Authors criticize Canada’s pandemic policy as an inappropriate use of power.

Authors criticize Canada's pandemic policy as an inappropriate use of power. 1



Two Canadian authors, Marco Navarro-Genie, founder of the Haultain Research Institute, and University of Calgary political scientist Barry Cooper, have released an expanded edition of their book, “Canada’s COVID: The Story of a Pandemic Moral Panic.” During the online book launch, Cooper said he was motivated to write due to his “concern for the truth,” and his frustration with the lies told by his medical school colleagues. The first paperback edition, released on November 27th, 2020, was 153 pages; the updated version is 388 pages, swelling to 530 pages with nearly 100 pages of end notes and a long index. Navarro-Genie said he was motivated to document a truer picture of COVID-19 due to the disproportionate comparisons of it to the Spanish Flu.
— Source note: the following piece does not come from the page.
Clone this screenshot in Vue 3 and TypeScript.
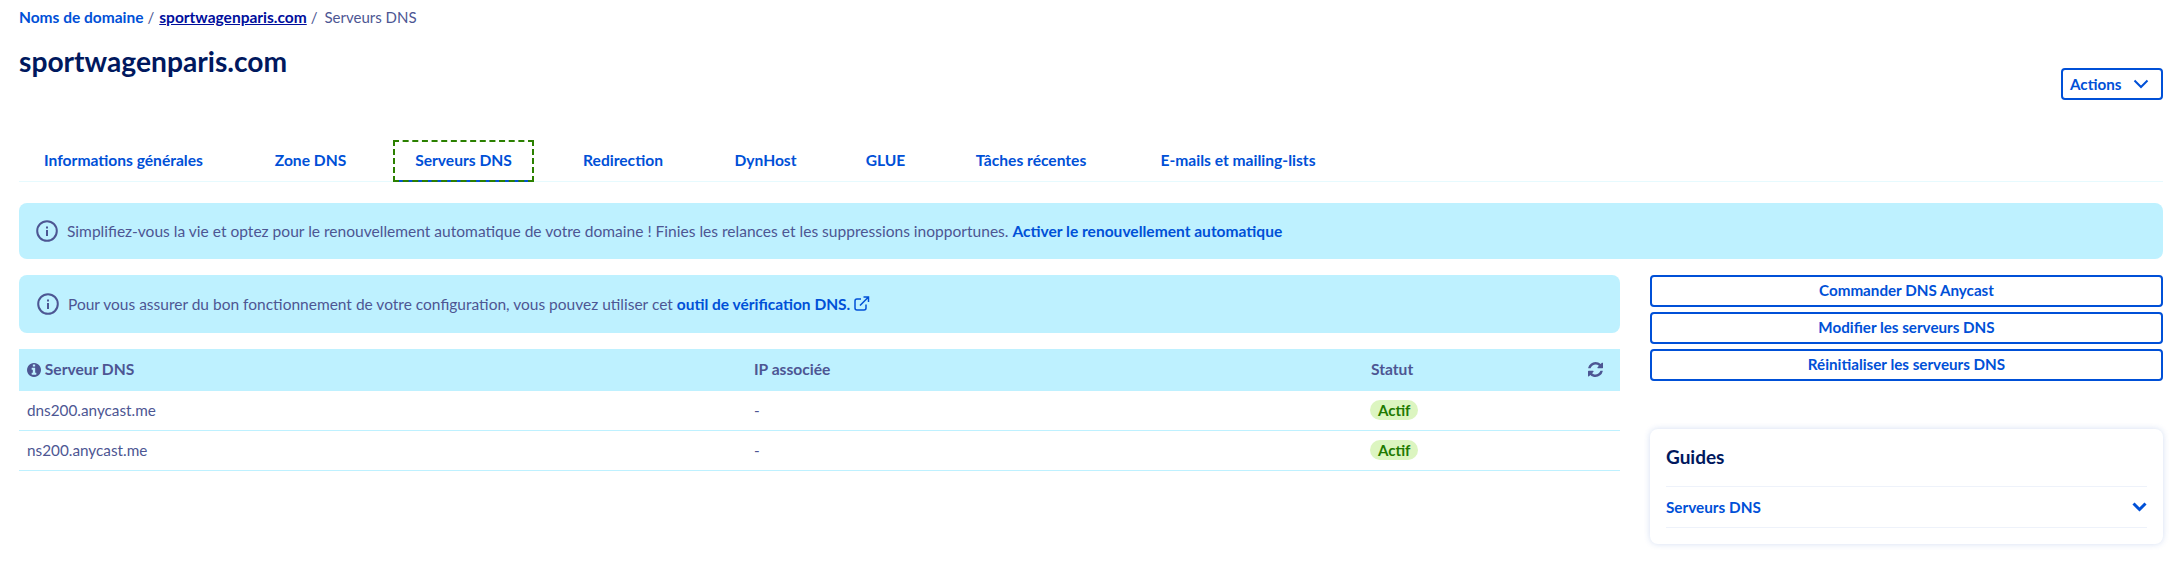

The authors have modest hopes for the book, with Cooper saying it would be nice if people paid attention, but that it would hopefully leave a trail of what took place for future reference. In the book, they lament that pandemic policy is no less off-course now than it was in their initial book release. They believe the answer lies in politics, not science, and that politicians and “so-called experts” cannot admit the science is against their approach. They warn that the trajectory of the pandemic response points to the imposition of unnatural and unchallengeable slavery, with the next chapter in the orthodox narrative foreseeing the replacement of money with crypto currency and something like China’s “social credit” in order to create a seamless, totally surveilled population.